EMPHASIZING THE EXTRA SPECIAL
The Nelson-Atkins exhibit concentrates on the specific time
frame that starts with the first world’s fair held in 1851 in London, organized
under the auspices of Prince Albert and Henry Cole, and ends with the 1939 New
York World’s Fair. “The reason we end with 1939 was because after that you had
World War II, so there’s a big gap before the next one was held,” explains
Futter. “But also, even by 1939, world’s fairs started to focus less on objects
and more on ideas. So we felt 1939 was a logical break.”
Illustrating the range of unique items on view at the fairs,
the exhibit presents 200 decorative objects, 19 of which are jewelry. While the
curators tried as much as possible to display the actual object that was
exhibited, sometimes the item shown is the same model. And in a small number of
instances, a representative piece “stands in,” says Futter, for a manufacturer
or a particular technique shown at a fair.
The exhibit is divided into five chronological periods:
1855-1873, 1876-1897, 1900-1911, 1915-1925, 1929-1939. But within those
categories, says Futter, there are thematic divisions that include
“technological innovation and revived techniques, nationalism, cross-cultural
influences and historicism. Jewelry can be in more than one section — most of
the objects in the exhibit tell multiple stories.”
A HAND’S-ON APPROACH
“We looked at literally tens of thousands of things,” says
Futter. “I think every one of the objects in the exhibition invites visitors to
learn more about them. And once you do, they become even more intriguing.”
Because world’s fairs themselves were interactive, says
Futter, the Nelson-Atkins installation is also interactive. Included are
vintage stereoscopes and View-Masters people can experience firsthand as well
as twenty-first-century 3-D technology where participants can virtually handle
objects and view short films detailing their importance.
In the gallery devoted to works from around 1900, a low-tech
interactive display allows visitors to view their reflections in a three-sided
mirror “wearing” the Tiffany & Co. iris brooch, or Jean Fouquet Art Deco
brooch (shown below), the Castellani diadem or a Lalique grape necklace.
JEWELRY CHOICES
To bring the best examples to the exhibit, the curators
reached out to museums, dealers, collectors and companies that were the
original exhibitors. “The Carnegie had an aluminum and gold bracelet which,
while it probably wasn’t exhibited at a fair, illustrates the fact that
aluminum was used in jewelry. There are local collectors here who owned some of
the historicist jewelry that we borrowed. Some of the circa-1920s jewelry was
lent by New York City jewelry dealer Lee Siegelson. The Walters Art Museum in
Baltimore was another source — Henry Walters bought pieces at the Paris
1889 fair, including the Tiffany iris brooch and, in St. Louis in 1904, the
Lalique plique-à-jour pansy brooch and the Lalique grape necklace. Tiffany
& Co. also was a very generous lender,” says Futter.
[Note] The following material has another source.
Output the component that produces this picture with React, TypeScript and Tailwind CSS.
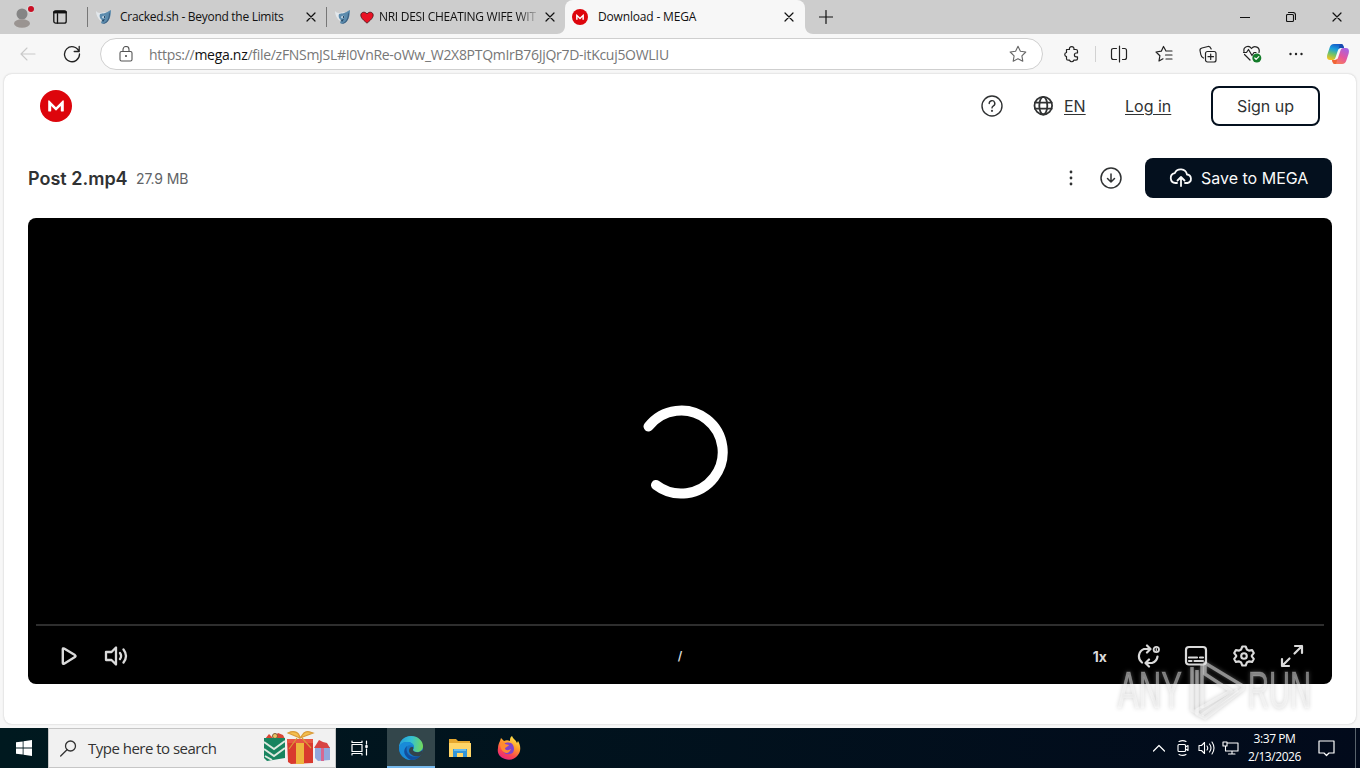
import type { ReactNode } from "react";

type IconProps = {
  children: ReactNode;
  className?: string;
  box?: string;
  width?: number;
};

function Icon({ children, className = "size-6", box = "0 0 24 24", width = 1.2 }: IconProps) {
  return (
    <svg
      viewBox={box}
      className={`shrink-0 ${className}`}
      fill="none"
      stroke="currentColor"
      strokeWidth={width}
      strokeLinecap="round"
      strokeLinejoin="round"
    >
      {children}
    </svg>
  );
}

function CloseIcon() {
  return (
    <Icon box="0 0 10 10" className="size-2.5" width={1.2}>
      <path d="M1 1l8 8M9 1l-8 8" />
    </Icon>
  );
}

function BirdIcon() {
  return (
    <svg viewBox="0 0 16 16" className="size-4 shrink-0">
      <path d="M0 2c1 1 2 2 4 2l6-1-5 9C2 10 0 6 0 2z" fill="#e3e8ec" />
      <path d="M4 5c3-1 5 0 9-3l2-1c0 5-1 10-5 13-2 1-4 1-5 0l1-3c-2-1-3-4-2-6z" fill="#5b8bad" />
      <path d="M13 3c0 5-1 9-5 11l-2 1c4 0 8-3 8-10z" fill="#3b5f80" />
      <path d="M6 7.500l2.500-1 1 1.500-1.500 1.500-2-.5z" fill="#b4cbdc" />
      <path d="M8 7h1v2H8zM6 11l3-1-2 3z" fill="#274866" />
    </svg>
  );
}

function MegaLogo({ className }: { className: string }) {
  return (
    <svg viewBox="0 0 32 32" className={`shrink-0 ${className}`}>
      <circle cx="16" cy="16" r="16" fill="#dd050c" />
      <path
        d="M8.200 20.900V11c0-.7.7-.9 1.100-.5l6.700 6.700 6.700-6.700c.4-.4 1.100-.2 1.100.5v9.900c0 .3-.2.5-.5.5h-2c-.3 0-.5-.2-.5-.5v-4.800l-4.300 4.200c-.3.3-.7.3-1 0l-4.300-4.200v4.800c0 .3-.2.5-.5.5h-2c-.3 0-.5-.2-.5-.5z"
        fill="#fff"
      />
    </svg>
  );
}

function TabBar() {
  return (
    <div className="flex h-[34px] shrink-0 items-center bg-[#cdcdcd] text-[12px] text-[#111]">
      <svg viewBox="0 0 24 24" className="ml-2.5 size-6 shrink-0">
        <circle cx="12" cy="9" r="5.500" fill="#858585" />
        <ellipse cx="12" cy="18.500" rx="8" ry="4.200" fill="#9a9491" />
        <circle cx="21" cy="4" r="4" fill="#dadada" />
        <circle cx="21" cy="4" r="3" fill="#c90f24" />
      </svg>
      <Icon box="0 0 14 14" className="ml-[19px] size-3.5" width={1.3}>
        <rect x=".8" y=".8" width="12.400" height="12.400" rx="2" />
        <path d="M1 2.500h12M4.500 4v9" />
        <path d="M1.500 2h11" strokeWidth={2.4} />
      </Icon>
      <div className="flex h-full w-[259px] shrink-0 items-center pl-5">
        <div className="h-5 w-px shrink-0 bg-[#777]" />
        <div className="flex flex-1 items-center pl-2">
          <BirdIcon />
          <span className="ml-2 w-[186px] shrink-0 whitespace-nowrap tracking-[-0.290px]">Cracked.sh - Beyond the Limits</span>
          <CloseIcon />
        </div>
      </div>
      <div className="flex h-full w-[239px] shrink-0 items-center">
        <div className="h-5 w-px shrink-0 bg-[#777]" />
        <div className="flex flex-1 items-center pl-2">
          <BirdIcon />
          <svg viewBox="0 0 14 13" className="ml-[9px] h-[13px] w-3.5 shrink-0">
            <path
              d="M7 12.200C4 9.500.8 7.200.8 4.100.8 1 5 0 7 3c2-3 6.200-2 6.200 1.100C13.200 7.200 10 9.500 7 12.200z"
              fill="#e91224"
              stroke="#441015"
              strokeWidth=".8"
            />
          </svg>
          <span className="ml-[5px] w-[158px] shrink-0 whitespace-nowrap bg-linear-to-r from-[#111] from-88% to-[#11111122] bg-clip-text tracking-[-0.290px] text-transparent">
            NRI DESI CHEATING WIFE WIT
          </span>
          <span className="ml-2 flex">
            <CloseIcon />
          </span>
        </div>
      </div>
      <div className="relative flex h-full w-60 shrink-0 items-center rounded-t-lg bg-[#f7f7f7] pl-[7px]">
        <svg viewBox="0 0 8 8" className="absolute bottom-0 -left-2 size-2">
          <path d="M8 0v8H0c4 0 8-3 8-8z" fill="#f7f7f7" />
        </svg>
        <svg viewBox="0 0 8 8" className="absolute -right-2 bottom-0 size-2">
          <path d="M0 0v8h8C4 8 0 5 0 0z" fill="#f7f7f7" />
        </svg>
        <MegaLogo className="size-4" />
        <span className="ml-2.5 w-[186px] whitespace-nowrap tracking-[-0.170px]">Download - MEGA</span>
        <CloseIcon />
      </div>
      <Icon box="0 0 14 14" className="ml-3.5 size-3.5" width={1.2}>
        <path d="M7 .5v13M.5 7h13" />
      </Icon>
      <div className="ml-auto flex items-center gap-9 pr-[18px]">
        <Icon box="0 0 10 10" className="size-2.5" width={1}>
          <path d="M0 5.500h10" />
        </Icon>
        <Icon box="0 0 10 10" className="size-2.5" width={1.1}>
          <rect x=".5" y="2.500" width="7" height="7" rx="1" />
          <path d="M2.500.5H7q2.500 0 2.500 2.500v4.500" />
        </Icon>
        <CloseIcon />
      </div>
    </div>
  );
}

function CopilotIcon() {
  return (
    <svg viewBox="0 0 24 24" className="size-6 shrink-0">
      <defs>
        <linearGradient id="copilotLeft" x1=".6" y1="0" x2=".3" y2="1">
          <stop offset="0" stopColor="#1558c8" />
          <stop offset=".35" stopColor="#1aa0dc" />
          <stop offset=".65" stopColor="#6fc26b" />
          <stop offset="1" stopColor="#f3c31d" />
        </linearGradient>
        <linearGradient id="copilotRight" x1=".8" y1="0" x2=".2" y2="1">
          <stop offset="0" stopColor="#a263e6" />
          <stop offset=".5" stopColor="#e5569d" />
          <stop offset="1" stopColor="#fa8450" />
        </linearGradient>
      </defs>
      <path d="M8 2h7c2 0 2.500 2 3 4h-3c-2 0-2.700 1-3.300 3l-2 6c-.6 2-1.200 3-3.200 3H4c-3 0-3.500-3-2.500-6l2-6C4.300 3.500 5.500 2 8 2z" fill="url(#copilotLeft)" />
      <path d="M16 22H9c-2 0-2.500-2-3-4h3c2 0 2.700-1 3.300-3l2-6c.6-2 1.200-3 3.200-3H20c3 0 3.500 3 2.500 6l-2 6c-.8 2.500-2 4-4.500 4z" fill="url(#copilotRight)" />
      <path d="M14 2h1c2 0 2.500 2 3 4h-3c-1.400 0-2.100.5-2.600 1.300z" fill="#174bb0" />
      <path d="M6 18h3c1.300 0 2-.5 2.500-1.200L10 22H9c-2 0-2.500-2-3-4z" fill="#f06438" />
    </svg>
  );
}

function Toolbar() {
  return (
    <div className="flex h-10 shrink-0 items-center bg-[#f7f7f7] text-[#222]">
      <Icon box="0 0 16 16" className="ml-5 size-4 text-[#c9c9c9]" width={1.1}>
        <path d="M15 8H1M7 2L1 8l6 6" />
      </Icon>
      <Icon box="0 0 18 18" className="ml-[27px] size-[18px]" width={1.3}>
        <path d="M16 6.500A7.500 7.500 0 1 0 16.500 9M16.200 1.500v5h-5" />
      </Icon>
      <div className="ml-[19px] flex h-8 w-[943px] items-center rounded-full border border-[#cfcfcf] bg-white pl-[17px]">
        <Icon box="0 0 16 16" className="size-4 text-[#555]" width={1.1}>
          <rect x="2" y="5.500" width="12" height="9.500" rx="1.500" />
          <path d="M5 5.500V3.500a3 3 0 0 1 6 0v2" />
          <circle cx="8" cy="10" r=".5" fill="currentColor" />
        </Icon>
        <span className="ml-[15px] whitespace-nowrap text-[14px] tracking-[-0.290px] text-[#777]">
          https://<span className="text-[#111]">mega.nz</span>/file/zFNSmJSL#I0VnRe-oWw_W2X8PTQmIrB76JjQr7D-itKcuj5OWLIU
        </span>
        <Icon box="0 0 18 18" className="mr-[15px] ml-auto size-[18px] text-[#666]" width={1.1}>
          <path d="M9 1.300l2.400 4.900 5.400.8-3.900 3.800.9 5.400L9 13.700l-4.800 2.500.9-5.400L1.200 7l5.400-.8z" />
        </Icon>
      </div>
      <Icon box="0 0 18 18" className="ml-[20px] size-[18px]" width={1.2}>
        <path d="M3.500 4.500h3a2.300 2.300 0 1 1 4.400 0H13q1.500 0 1.500 1.500v2h-1.200a1.900 1.900 0 1 0 0 3.800h1.200v2q0 1.400-1.500 1.400h-2.200a2.200 2.200 0 0 1-4.200 0h-1.400q-1.700 0-1.700-1.500v-2a2.200 2.200 0 0 1 0-4.300z" />
      </Icon>
      <div className="ml-[14px] h-4 w-px bg-[#d2d2d2]" />
      <Icon box="0 0 18 18" className="ml-[14px] size-[18px]" width={1.2}>
        <path d="M9.500 1v16M6.500 3.500h-3q-2 0-2 2v7q0 2 2 2h3M12.500 3.500h2q2 0 2 2v7q0 2-2 2h-2" />
      </Icon>
      <Icon box="0 0 18 18" className="ml-[27px] size-[18px]" width={1.2}>
        <path d="M11 6L8.500 1.500 6.300 6.200 1 7l3.900 3.700L4 16l4-2.200M12 6h5M10.500 10H17M11 14h6" />
      </Icon>
      <Icon box="0 0 18 18" className="ml-[26px] size-[18px]" width={1.2}>
        <rect x="6.500" y="6.500" width="10.500" height="10.500" rx="2" />
        <path d="M9 11.700h5.500M11.700 9v5.500M4.500 13C2.500 12 2 11 1.800 9.500L1 5.500Q.8 3.500 3 3l6-1.500q2-.4 3.200 2.500" />
      </Icon>
      <Icon box="0 0 20 20" className="ml-[25px] size-5" width={1.2}>
        <path d="M8 16L2.500 10.500M2 7.500C1 3 6.500.5 9.500 4.500c3-4 9-1 7.500 4M1.500 8.500h3l2-3 3.500 6 2-3h2" />
        <circle cx="14.800" cy="14" r="4.500" fill="#147c2a" stroke="none" />
        <path d="M12.800 14l1.300 1.300 2.700-2.700" stroke="#fff" />
      </Icon>
      <Icon box="0 0 18 18" className="ml-[25px] size-[18px]" width={0}>
        <g fill="currentColor">
          <circle cx="3.500" cy="9" r="1.200" />
          <circle cx="9" cy="9" r="1.200" />
          <circle cx="14.500" cy="9" r="1.200" />
        </g>
      </Icon>
      <span className="ml-[21px] flex">
        <CopilotIcon />
      </span>
    </div>
  );
}

function SiteHeader() {
  return (
    <header className="flex h-16 items-center pr-9 pl-9 font-[Inter,sans-serif] text-[16px] text-[#303233]">
      <MegaLogo className="size-8" />
      <Icon className="ml-auto size-6" width={1.4}>
        <circle cx="12" cy="12" r="10" />
        <path d="M9.200 9.500a2.800 2.800 0 1 1 4.200 2.400c-.9.500-1.400 1-1.400 2" />
        <circle cx="12" cy="16.800" r=".4" fill="currentColor" />
      </Icon>
      <Icon box="0 0 20 20" className="ml-[29px] size-5" width={1.8}>
        <circle cx="10.300" cy="9.700" r="8.800" />
        <ellipse cx="10.300" cy="9.700" rx="4" ry="8.800" />
        <path d="M2 6.700h16.600M2 12.700h16.600" />
      </Icon>
      <span className="ml-[11px] w-[22px] underline underline-offset-2">EN</span>
      <span className="ml-[39px] w-[46px] whitespace-nowrap underline underline-offset-2">Log in</span>
      <button className="ml-10 h-10 w-[109px] rounded-lg border-2 border-[#04101e] text-[#303233]">Sign up</button>
    </header>
  );
}

function FileBar() {
  return (
    <div className="flex h-20 items-center px-6 font-[Inter,sans-serif] text-[#303233]">
      <h1 className="w-[108px] whitespace-nowrap text-[18px] font-semibold">Post 2.mp4</h1>
      <span className="pt-px text-[14px] tracking-[-0.100px] text-[#616366]">27.9 MB</span>
      <Icon className="ml-auto size-6" width={0}>
        <g fill="currentColor">
          <circle cx="12" cy="6" r="1.400" />
          <circle cx="12" cy="12" r="1.400" />
          <circle cx="12" cy="18" r="1.400" />
        </g>
      </Icon>
      <Icon className="ml-4 size-6" width={1.5}>
        <circle cx="12" cy="12" r="10" />
        <path d="M12 8v8M8.500 12.500L12 16l3.500-3.500" />
      </Icon>
      <button className="ml-[22px] flex h-10 w-[187px] items-center rounded-lg bg-[#04101e] pl-6 text-[16px] text-[#fafafa]">
        <Icon className="size-6" width={1.8}>
          <path d="M8 17H6.500a5 5 0 0 1-.7-9.900A6.500 6.500 0 0 1 18 8.500a4.300 4.300 0 0 1 .5 8.500H16M12 20v-8.500M8.500 14.500L12 11l3.500 3.500" />
        </Icon>
        <span className="ml-2 whitespace-nowrap">Save to MEGA</span>
      </button>
    </div>
  );
}

function Player() {
  return (
    <section className="mx-6 flex h-[466px] flex-col rounded-lg bg-black text-[#dadada]">
      <div className="flex h-[406px] shrink-0 items-center justify-center pt-[62px]">
        <svg viewBox="0 0 94 94" className="ml-1 size-[94px]" fill="none" stroke="#fff" strokeWidth="10" strokeLinecap="round">
          <path d="M13.500 21.500A41.500 41.500 0 1 1 21 80" />
        </svg>
      </div>
      <div className="mx-2 h-0.5 shrink-0 bg-[#2e2e2e]" />
      <div className="grid flex-1 grid-cols-[1fr_auto_1fr] items-center px-7 pt-0.5 font-[Inter,sans-serif]">
        <div className="flex items-center gap-6">
          <Icon width={2.4}>
            <path d="M6.800 5.200v13.600q0 1.400 1.300.9l10.800-6.600q1.300-1 0-2L8.100 4.500q-1.300-.5-1.300.7z" />
          </Icon>
          <Icon width={2.3}>
            <path d="M12 3.500v17L7.500 16H2V8h5.500zM16 9q2.200 3 0 6M19.500 5.500q5 6.500 0 13" />
          </Icon>
        </div>
        <span className="text-[12px] font-semibold">/</span>
        <div className="flex items-center justify-end gap-6">
          <span className="mr-[5px] text-[14px] font-bold">1x</span>
          <Icon width={2.2}>
            <path d="M6 18.500A7.800 7.800 0 0 1 8 5h6M11 1.500L14.500 5 11 8.500M21.500 12.500A7.800 7.800 0 0 1 16 19h-6M13 15.500L9.500 19l3.500 3.500" />
            <circle cx="20.300" cy="5.500" r="2.700" strokeWidth="1.800" />
            <path d="M20.300 4.500v2" strokeWidth="1.200" />
          </Icon>
          <Icon width={2.2}>
            <rect x="2" y="3" width="20" height="17.500" rx="3" />
            <path d="M5 13.500h8M16 13.500h3M5 17h2.500M10.500 17H19" />
          </Icon>
          <Icon width={2.1}>
            <path d="M10.300 2.500h3.400l1.200 3 2 1.100 3.200-.5 1.700 3-2 2.500v.8l2 2.500-1.700 3-3.200-.5-2 1.100-1.200 3h-3.400l-1.200-3-2-1.100-3.200.5-1.700-3 2-2.500v-.8l-2-2.500 1.700-3 3.200.5 2-1.100z" />
            <circle cx="12" cy="12" r="2.800" />
          </Icon>
          <Icon width={2.2}>
            <path d="M14.500 9.500L22 2M15 2h7v7M9.500 14.500L2 22M9 22H2v-7" />
          </Icon>
        </div>
      </div>
    </section>
  );
}

function Watermark() {
  return (
    <svg
      viewBox="0 0 204 72"
      className="pointer-events-none absolute top-[653px] left-[1114px] h-[72px] w-[204px] overflow-visible drop-shadow-[0_0_2px_#999999]"
    >
      <g
        fill="#fff"
        fillOpacity=".42"
        stroke="#fff"
        strokeOpacity=".2"
        fontFamily="Liberation Sans, sans-serif"
        fontSize="51"
      >
        <text x="4" y="55" textLength="64" lengthAdjust="spacingAndGlyphs">ANY</text>
        <text x="134" y="55" textLength="63" lengthAdjust="spacingAndGlyphs">RUN</text>
      </g>
      <g fill="none" stroke="#fff" strokeOpacity=".48" strokeWidth="3.500" strokeLinejoin="round">
        <path d="M78 14v43l5 3V17M88 12v43" />
        <path d="M91 10l38 23v3L91 65l-8-4v-4l34-19-26-17z" />
        <path d="M88 62l36-25" />
      </g>
    </svg>
  );
}

function Gifts() {
  return (
    <svg viewBox="0 0 70 36" className="h-9 w-[70px] shrink-0">
      <path d="M3 9l4-5 4 4 5-5 5 2 2 4z" fill="#d94534" />
      <circle cx="13" cy="6" r="2.500" fill="#eac465" stroke="#805c35" />
      <path d="M2 8h21v20L5 31l-3-3z" fill="#17845f" />
      <path d="M2 12l10 7 11-8M2 19l10 7 11-8M3 26l7 4" fill="none" stroke="#dce9df" strokeWidth="2" />
      <path d="M25 9h26v24l-22 1-3-2z" fill="#d93a2e" />
      <path d="M34 9h8v25h-8z" fill="#edb53e" />
      <path d="M25 9h26v4H25z" fill="#e85543" />
      <path d="M38 8L26 3c6-3 11-1 12 5zM38 8l4-5c3-3 6-1 9 0zM35 8l-8 11M40 8l9 10" fill="#f4bf4e" stroke="#d99a38" strokeWidth="1.200" />
      <path d="M53 17h15v13l-12 1-3-3z" fill="#91a7dc" />
      <path d="M59 17h3v14h-3z" fill="#d76791" />
      <path d="M52 18l5-8 4 2 4 1 3 5z" fill="#d84343" />
    </svg>
  );
}

function EdgeIcon() {
  return (
    <svg viewBox="0 0 24 24" className="size-6 shrink-0">
      <defs>
        <linearGradient id="edgeTop" x1="0" y1=".4" x2="1" y2=".5">
          <stop offset="0" stopColor="#249fdc" />
          <stop offset=".5" stopColor="#35c1d1" />
          <stop offset="1" stopColor="#72d95a" />
        </linearGradient>
      </defs>
      <circle cx="12" cy="12" r="12" fill="#1676c7" />
      <path d="M0 12C0 5 5 0 12 0s12 5 12 10c0 4-3 6-6 6-2 0-4-1-4-2 0-.5 1-1 1-3 0-3-3-5-7-5-4 0-7 2-8 6z" fill="url(#edgeTop)" />
      <path d="M8 10c-4 4-2 11 4 14C5 24 0 18 0 12c1-4 4-6 8-6 4 0 7 2 7 5-2-2-5-2-7-1z" fill="#198bd8" />
      <path d="M8 10c-2 6 2 13 13 10-2 3-6 4-9 4-7-3-9-10-4-14z" fill="#124f9e" />
      <path d="M14 14c0 2 5 4 10 0l-1 4-2 2c-6 1-10-1-11-5 0-2 1-4 3-4 2 0 1 2 1 3z" fill="#33434b" />
    </svg>
  );
}

function FolderIcon() {
  return (
    <svg viewBox="0 0 22 20" className="h-5 w-[22px] shrink-0">
      <path d="M0 1h7l2 2h12v15H0z" fill="#e5a72e" />
      <path d="M0 5h22v14H0z" fill="#ffd567" />
      <path d="M4 19v-8h14v8h-4v-4H8v4z" fill="#3295d9" />
      <path d="M5 11h12v2H5z" fill="#67bbed" />
    </svg>
  );
}

function FirefoxIcon() {
  return (
    <svg viewBox="0 0 24 24" className="size-6 shrink-0">
      <defs>
        <linearGradient id="fox" x1=".8" y1="0" x2=".3" y2="1">
          <stop offset="0" stopColor="#fff04f" />
          <stop offset=".4" stopColor="#ff9d2b" />
          <stop offset=".75" stopColor="#fa4450" />
          <stop offset="1" stopColor="#e52485" />
        </linearGradient>
      </defs>
      <path d="M3 5l1-3 3 3c2-1 4-1 6 0 0-2 0-4 2-5 1 3 4 4 5 7l1-2c3 5 3 10 0 14-3 4-8 6-13 4C2 21 0 17 1 12c0-3 1-5 2-7z" fill="url(#fox)" />
      <path d="M7 8c3-2 7-2 9 1 2 4 1 8-3 9-4 1-7-1-7-4z" fill="#8043cc" />
      <path d="M3 7c2-1 4-1 5 1l4 1c-1 2-4 2-4 4 2 2 4 1 6 0-1 3-3 4-5 4-4-1-6-5-6-10z" fill="#ff8b31" />
    </svg>
  );
}

function Taskbar() {
  return (
    <footer className="flex h-10 shrink-0 items-center bg-linear-to-r from-[#00191f] to-[#020a1b] text-white">
      <div className="flex w-12 justify-center">
        <svg viewBox="0 0 16 16" className="size-4" fill="#fff">
          <path d="M0 2.300L6.700 1.400v6.200H0zM7.500 1.300L16 0v7.600H7.500zM0 8.400h6.700v6.200L0 13.700zM7.500 8.400H16V16l-8.500-1.300z" />
        </svg>
      </div>
      <div className="flex h-full w-72 items-center border border-[#c6c6c6] bg-[#f1f1f1] pl-[11px] text-[#333]">
        <Icon box="0 0 17 17" className="size-[17px]" width={1.3}>
          <circle cx="10.500" cy="6" r="5" />
          <path d="M7 9.700L.7 16" />
        </Icon>
        <span className="ml-[11px] w-[174px] whitespace-nowrap text-[15px] tracking-[-0.510px]">Type here to search</span>
        <Gifts />
      </div>
      <div className="flex w-[51px] justify-center">
        <Icon box="0 0 18 16" className="mr-[3px] h-4 w-[18px]" width={1.2}>
          <path d="M1 4.500h10v7H1zM1 1v1.500h10V1M1 15v-1.500h10V15M15.500 1v3M15.500 9v6" />
          <path d="M15.500 6v1" strokeWidth="2.500" />
        </Icon>
      </div>
      <div className="flex h-full w-12 items-center justify-center border-b-2 border-[#76b9ed] bg-[#33464b] pt-0.5">
        <EdgeIcon />
      </div>
      <div className="flex w-[49px] justify-center">
        <FolderIcon />
      </div>
      <div className="flex w-[49px] justify-center">
        <FirefoxIcon />
      </div>
      <div className="ml-auto flex h-full items-center">
        <Icon box="0 0 12 12" className="size-3" width={1.2}>
          <path d="M.5 9L6 3.500 11.500 9" />
        </Icon>
        <Icon box="0 0 16 16" className="ml-2.5 size-4" width={1.1}>
          <rect x="3" y="4.500" width="7.500" height="7" rx="1" />
          <path d="M10.500 7l2.500-1.500v5L10.500 9M4 1.500Q8-.3 11 1.500M4 14.500q4 1.800 7 0" />
        </Icon>
        <Icon box="0 0 17 16" className="ml-[7px] h-4 w-[17px]" width={1.1}>
          <path d="M1 5.500h2.500l3-3v11l-3-3H1zM9 6q1.500 2 0 4M11.500 4q3 4 0 8M14 2q4 6 0 12" />
        </Icon>
        <Icon box="0 0 17 16" className="ml-[7px] h-4 w-[17px]" width={1.1}>
          <path d="M5.500 3H16v8H3.500V6M10 11v3M6.500 14H13M1 2h4v4H1z" />
        </Icon>
        <div className="ml-2 flex w-[55px] flex-col items-center whitespace-nowrap text-[12px] leading-[18px] tracking-[-0.440px]">
          <span>3:37 PM</span>
          <span>2/13/2026</span>
        </div>
        <Icon box="0 0 17 17" className="ml-[16px] size-[17px]" width={1.2}>
          <path d="M1 1h15v12h-5l-2.500 2.500L6 13H1z" />
        </Icon>
        <div className="ml-5 h-full w-px bg-[#59636c]" />
        <div className="w-1" />
      </div>
    </footer>
  );
}

export default function App() {
  return (
    <div className="relative flex h-[768px] w-[1360px] flex-col overflow-hidden bg-[#f7f7f7] font-['Open_Sans','Noto_Sans',sans-serif]">
      <TabBar />
      <Toolbar />
      <main className="mx-1 mb-1 h-[650px] shrink-0 rounded-lg bg-white shadow-[0_0_2px_#bdbdbd]">
        <SiteHeader />
        <FileBar />
        <Player />
      </main>
      <Taskbar />
      <Watermark />
    </div>
  );
}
The names of the designers who exhibited at these fairs reads
like a who’s who of the jewelry world. The exhibit pays homage to them with an
array that includes a Lalique “wasp” stickpin, a Fabergé tiara, a Cartier Art
Deco Egyptian faience belt buckle with diamond accents, a Georges Fouquet
corsage ornament and a Maison Boucheron bracelet that shimmers with pavé
diamonds.
A VALUABLE PEDIGREE
Does having been exhibited at a world’s fair add to the
luster — and value — of jewelry? Perhaps. “I think in the past ten years,
there’s much more of a consciousness about world’s fair provenance,” says
Futter. “Before that, people were ‘oh, that’s nice.’ But now there’s a
heightened awareness of something that was shown at a world’s fair. And it’s
definitely elevating the prices of all sorts of decorative arts. Just recently,
in January 2012, there was a matchsafe sold at Christie’s. Because it had been
exhibited at the Paris Exposition of 1889 and it was quite lovely — in the form
of a stylized Native American raven’s head with semiprecious stones and inlaid
mother-of-pearl — the price it sold for was very strong. If you look at auction
catalogs now, they will say, “shown at a world’s fair.’”
According to Siegelson, who lent several pieces to the
exhibit, “The world’s fairs brought together the best examples of art and design
with advances in science, architecture and technology. Thousands of visitors
toured the exhibitions. Designers such as Cartier, Boucheron and Templier pushed themselves to create masterful designs. The
world’s fair venue freed the artists from making jewelry for consumption and
gave designers the opportunity to create beautiful jewelry and objects that
showed the skill of the maker. The pieces exhibited at the world’s fairs are
valuable today because those that survived are often the absolute best examples
of the era.”
“Inventing the Modern World: Decorative Arts at the World’s
Fairs 1851–1939,” runs at the Nelson-Atkins Museum of Art, Kansas City,
Missouri, through August 19, 2012; at the Carnegie Museum of Art, Pittsburgh,
Pennsylvania, from October 13, 2012 to February 24, 2013; New Orleans Museum of
Art, April 14 to August 4, 2013 and The Mint Museum, Charlotte, North Carolina,
September 22, 2013 to January 19, 2014.